Repeat every record below exactly, omitting any pictures.

Information shown:
§ §
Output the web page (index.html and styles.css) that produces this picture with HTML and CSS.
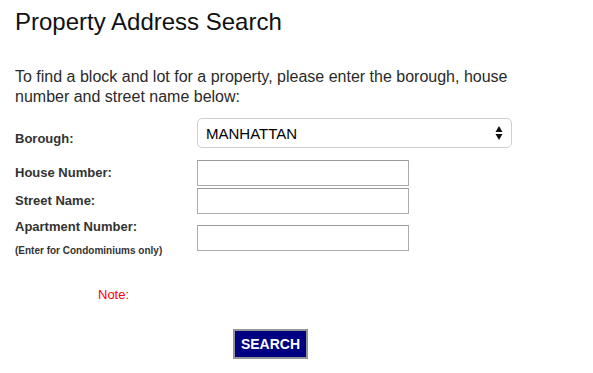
FILE: index.html
```html
<!DOCTYPE html>
<html lang="en">
<head>
<meta charset="utf-8">
<title>Property Address Search</title>
<link rel="stylesheet" href="styles.css">
</head>
<body>
<div class="page">
  <h1 class="title">Property Address Search</h1>
  <p class="intro">To find a block and lot for a property, please enter the borough, house number and street name below:</p>
  <form class="search-form">
    <div class="row row-borough">
      <label class="label label-borough" for="borough">Borough:</label>
      <div class="select-wrap">
        <select id="borough" class="select">
          <option>MANHATTAN</option>
          <option>BRONX</option>
          <option>BROOKLYN</option>
          <option>QUEENS</option>
          <option>STATEN ISLAND</option>
        </select>
        <svg class="select-arrows" width="8" height="16" viewBox="0 0 8 16" aria-hidden="true">
          <polygon points="4,1 7.5,7 0.5,7" fill="#111"/>
          <polygon points="0.5,9 7.5,9 4,15" fill="#111"/>
        </svg>
      </div>
    </div>
    <div class="row row-house">
      <label class="label label-input" for="house">House Number:</label>
      <input id="house" class="text-input" type="text">
    </div>
    <div class="row row-street">
      <label class="label label-input" for="street">Street Name:</label>
      <input id="street" class="text-input" type="text">
    </div>
    <div class="row row-apt">
      <div class="label-group">
        <label class="label" for="apt">Apartment Number:</label>
        <span class="sublabel">(Enter for Condominiums only)</span>
      </div>
      <input id="apt" class="text-input apt-input" type="text">
    </div>
    <div class="note">Note:</div>
    <button type="button" class="search-btn">SEARCH</button>
  </form>
</div>
</body>
</html>
```

FILE: styles.css
```css
html, body {
  margin: 0;
  padding: 0;
  background: #ffffff;
}

body {
  font-family: "Liberation Sans", Arial, sans-serif;
  color: #333333;
}

.page {
  padding-left: 15px;
}

.title {
  margin: 8px 0 0 0;
  font-size: 24px;
  line-height: 28px;
  font-weight: normal;
  color: #111111;
}

.intro {
  margin: 31px 0 0 0;
  width: 530px;
  font-size: 16px;
  line-height: 20px;
  color: #2a2a2a;
}

.search-form {
  display: flex;
  flex-direction: column;
  align-items: flex-start;
}

.row {
  display: flex;
  align-items: flex-start;
}

.label {
  display: block;
  width: 182px;
  font-size: 13px;
  line-height: 16px;
  font-weight: bold;
  color: #333333;
}

.row-borough {
  margin-top: 11px;
}

.label-borough {
  padding-top: 13px;
}

.select-wrap {
  position: relative;
  width: 315px;
  height: 30px;
}

.select {
  -webkit-appearance: none;
  appearance: none;
  box-sizing: border-box;
  width: 315px;
  height: 30px;
  margin: 0;
  padding: 0 0 0 8px;
  border: 1px solid #cfcfcf;
  border-radius: 5px;
  background: #ffffff;
  font-family: "Liberation Sans", Arial, sans-serif;
  font-size: 15px;
  color: #000000;
}

.select-arrows {
  position: absolute;
  right: 9px;
  top: 7px;
  pointer-events: none;
}

.row-house {
  margin-top: 12px;
}

.row-street {
  margin-top: 2px;
}

.label-input {
  padding-top: 5px;
}

.text-input {
  box-sizing: border-box;
  width: 212px;
  height: 26px;
  margin: 0;
  padding: 2px 4px;
  border: 1px solid #ababab;
  border-top-color: #9a9a9a;
  background: #ffffff;
  font-family: "Liberation Sans", Arial, sans-serif;
  font-size: 13px;
}

.row-apt {
  margin-top: 5px;
}

.label-group {
  display: flex;
  flex-direction: column;
  width: 182px;
}

.sublabel {
  margin-top: 9px;
  font-size: 10px;
  line-height: 13px;
  font-weight: bold;
  color: #333333;
}

.apt-input {
  margin-top: 6px;
}

.note {
  margin: 30px 0 0 83px;
  font-size: 13px;
  line-height: 16px;
  color: #ff0000;
}

.search-btn {
  box-sizing: border-box;
  width: 75px;
  height: 30px;
  margin: 26px 0 0 218px;
  padding: 0;
  border: 2px solid #949494;
  background: #000080;
  color: #ffffff;
  font-family: "Liberation Sans", Arial, sans-serif;
  font-size: 14px;
  font-weight: bold;
  letter-spacing: 0;
}
```
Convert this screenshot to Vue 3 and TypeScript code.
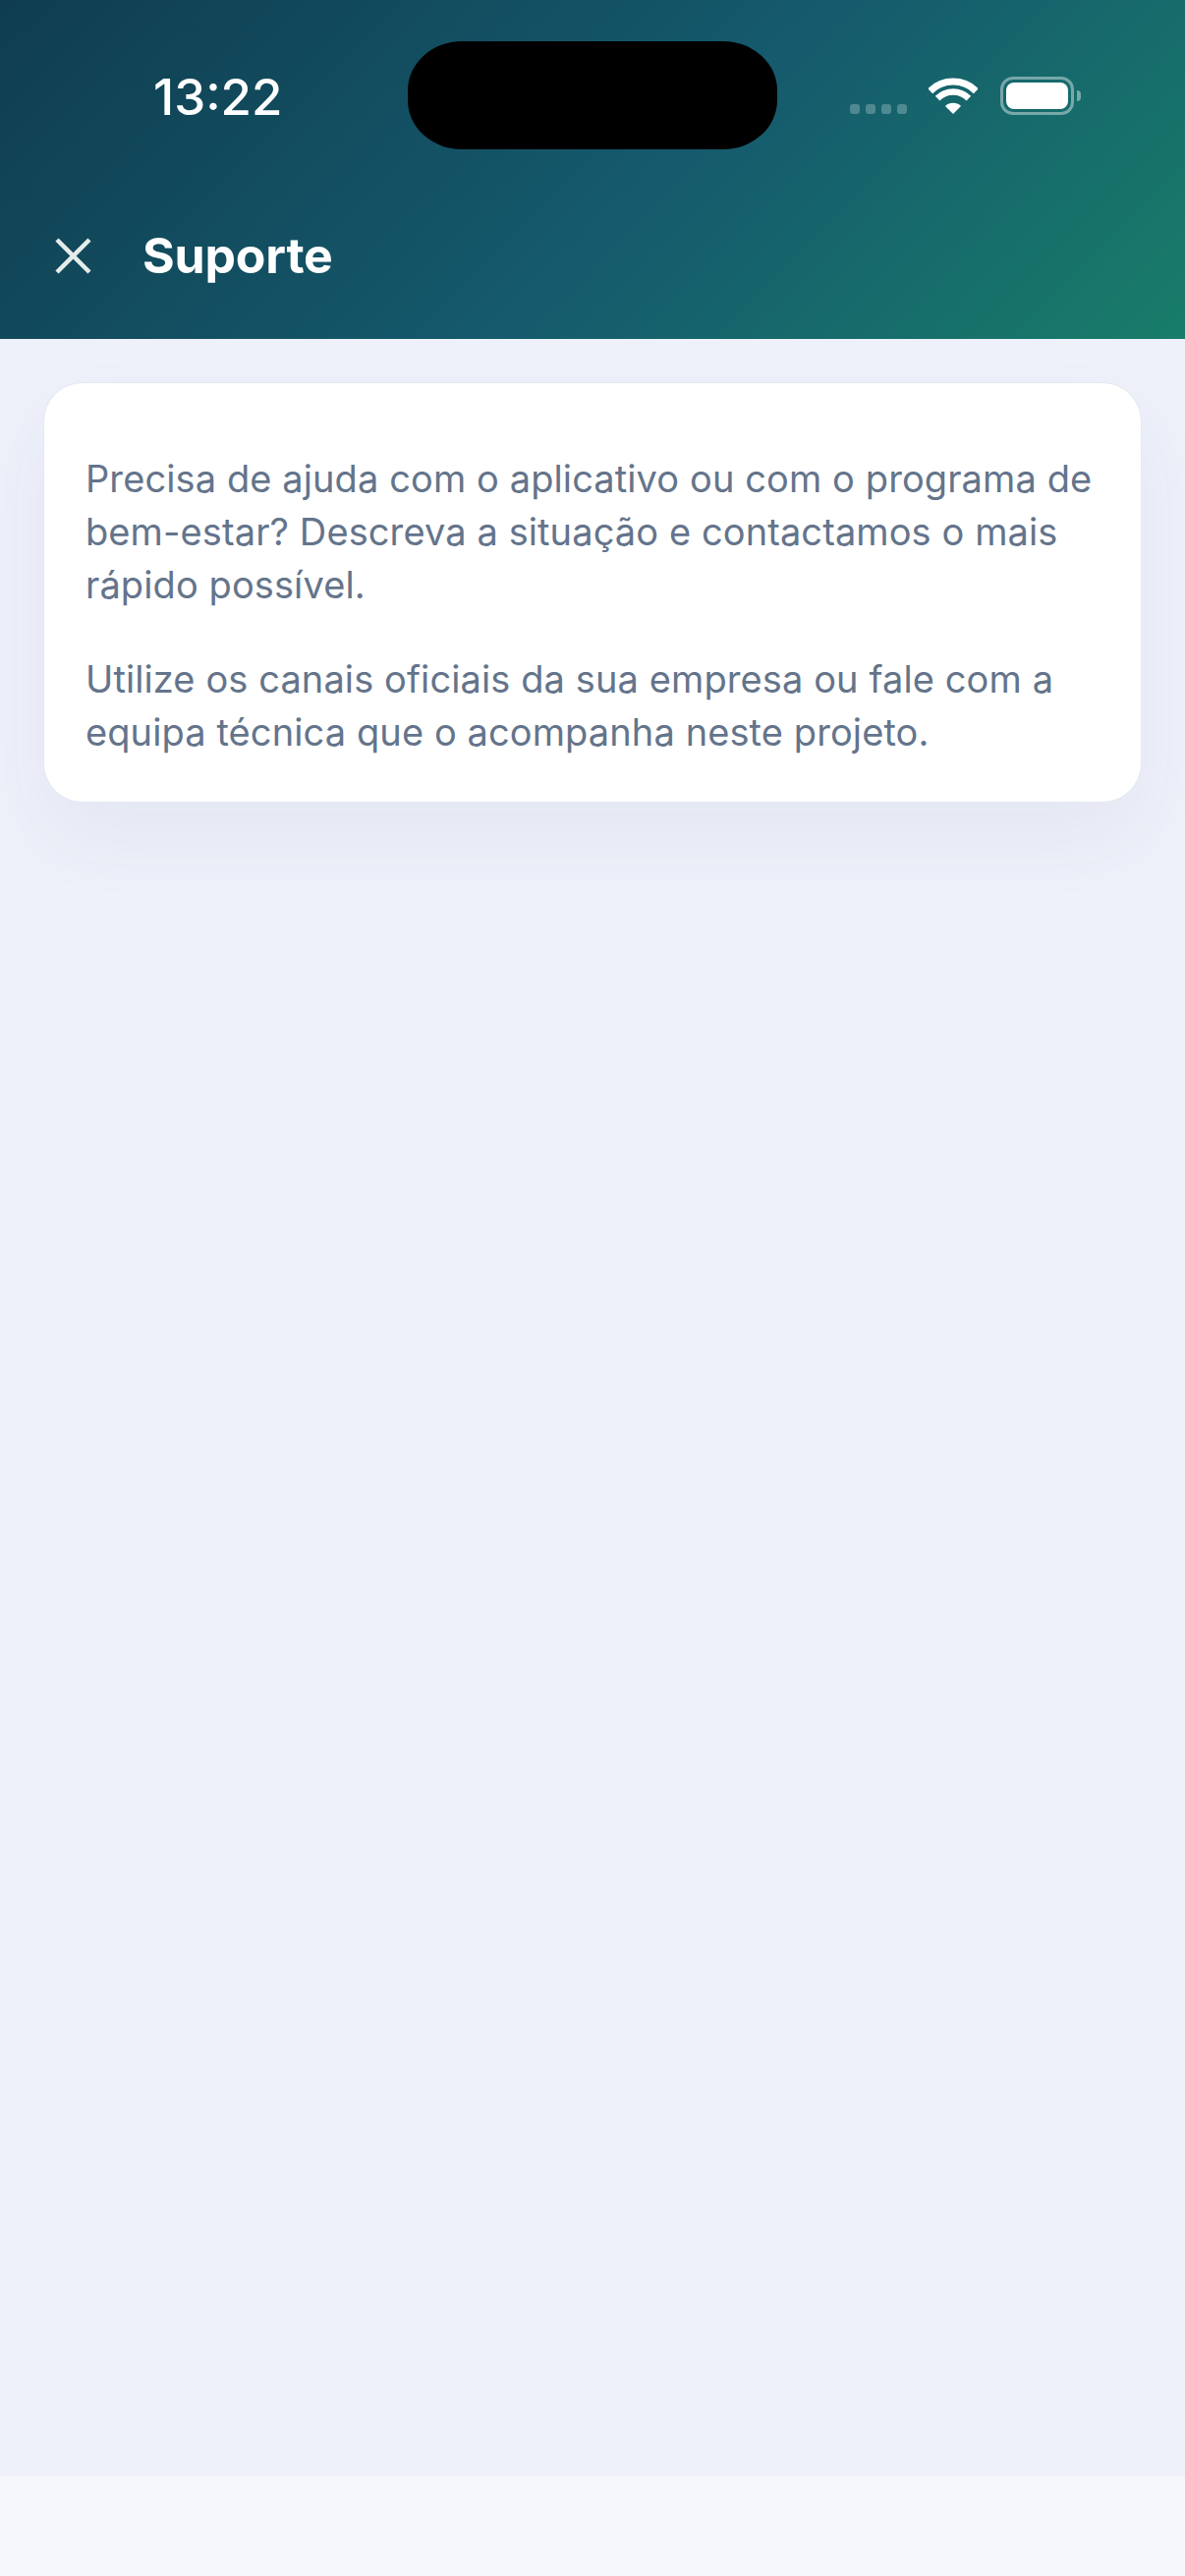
§ §
Task output:
Output the web page (index.html and styles.css) that produces this picture with HTML and CSS.
FILE: index.html
```html
<!DOCTYPE html>
<html lang="en">
<head>
<meta charset="utf-8">
<title>Property Address Search</title>
<link rel="stylesheet" href="styles.css">
</head>
<body>
<div class="page">
  <h1 class="title">Property Address Search</h1>
  <p class="intro">To find a block and lot for a property, please enter the borough, house number and street name below:</p>
  <form class="search-form">
    <div class="row row-borough">
      <label class="label label-borough" for="borough">Borough:</label>
      <div class="select-wrap">
        <select id="borough" class="select">
          <option>MANHATTAN</option>
          <option>BRONX</option>
          <option>BROOKLYN</option>
          <option>QUEENS</option>
          <option>STATEN ISLAND</option>
        </select>
        <svg class="select-arrows" width="8" height="16" viewBox="0 0 8 16" aria-hidden="true">
          <polygon points="4,1 7.5,7 0.5,7" fill="#111"/>
          <polygon points="0.5,9 7.5,9 4,15" fill="#111"/>
        </svg>
      </div>
    </div>
    <div class="row row-house">
      <label class="label label-input" for="house">House Number:</label>
      <input id="house" class="text-input" type="text">
    </div>
    <div class="row row-street">
      <label class="label label-input" for="street">Street Name:</label>
      <input id="street" class="text-input" type="text">
    </div>
    <div class="row row-apt">
      <div class="label-group">
        <label class="label" for="apt">Apartment Number:</label>
        <span class="sublabel">(Enter for Condominiums only)</span>
      </div>
      <input id="apt" class="text-input apt-input" type="text">
    </div>
    <div class="note">Note:</div>
    <button type="button" class="search-btn">SEARCH</button>
  </form>
</div>
</body>
</html>
```

FILE: styles.css
```css
html, body {
  margin: 0;
  padding: 0;
  background: #ffffff;
}

body {
  font-family: "Liberation Sans", Arial, sans-serif;
  color: #333333;
}

.page {
  padding-left: 15px;
}

.title {
  margin: 8px 0 0 0;
  font-size: 24px;
  line-height: 28px;
  font-weight: normal;
  color: #111111;
}

.intro {
  margin: 31px 0 0 0;
  width: 530px;
  font-size: 16px;
  line-height: 20px;
  color: #2a2a2a;
}

.search-form {
  display: flex;
  flex-direction: column;
  align-items: flex-start;
}

.row {
  display: flex;
  align-items: flex-start;
}

.label {
  display: block;
  width: 182px;
  font-size: 13px;
  line-height: 16px;
  font-weight: bold;
  color: #333333;
}

.row-borough {
  margin-top: 11px;
}

.label-borough {
  padding-top: 13px;
}

.select-wrap {
  position: relative;
  width: 315px;
  height: 30px;
}

.select {
  -webkit-appearance: none;
  appearance: none;
  box-sizing: border-box;
  width: 315px;
  height: 30px;
  margin: 0;
  padding: 0 0 0 8px;
  border: 1px solid #cfcfcf;
  border-radius: 5px;
  background: #ffffff;
  font-family: "Liberation Sans", Arial, sans-serif;
  font-size: 15px;
  color: #000000;
}

.select-arrows {
  position: absolute;
  right: 9px;
  top: 7px;
  pointer-events: none;
}

.row-house {
  margin-top: 12px;
}

.row-street {
  margin-top: 2px;
}

.label-input {
  padding-top: 5px;
}

.text-input {
  box-sizing: border-box;
  width: 212px;
  height: 26px;
  margin: 0;
  padding: 2px 4px;
  border: 1px solid #ababab;
  border-top-color: #9a9a9a;
  background: #ffffff;
  font-family: "Liberation Sans", Arial, sans-serif;
  font-size: 13px;
}

.row-apt {
  margin-top: 5px;
}

.label-group {
  display: flex;
  flex-direction: column;
  width: 182px;
}

.sublabel {
  margin-top: 9px;
  font-size: 10px;
  line-height: 13px;
  font-weight: bold;
  color: #333333;
}

.apt-input {
  margin-top: 6px;
}

.note {
  margin: 30px 0 0 83px;
  font-size: 13px;
  line-height: 16px;
  color: #ff0000;
}

.search-btn {
  box-sizing: border-box;
  width: 75px;
  height: 30px;
  margin: 26px 0 0 218px;
  padding: 0;
  border: 2px solid #949494;
  background: #000080;
  color: #ffffff;
  font-family: "Liberation Sans", Arial, sans-serif;
  font-size: 14px;
  font-weight: bold;
  letter-spacing: 0;
}
```
Convert this screenshot to Vue 3 and TypeScript code.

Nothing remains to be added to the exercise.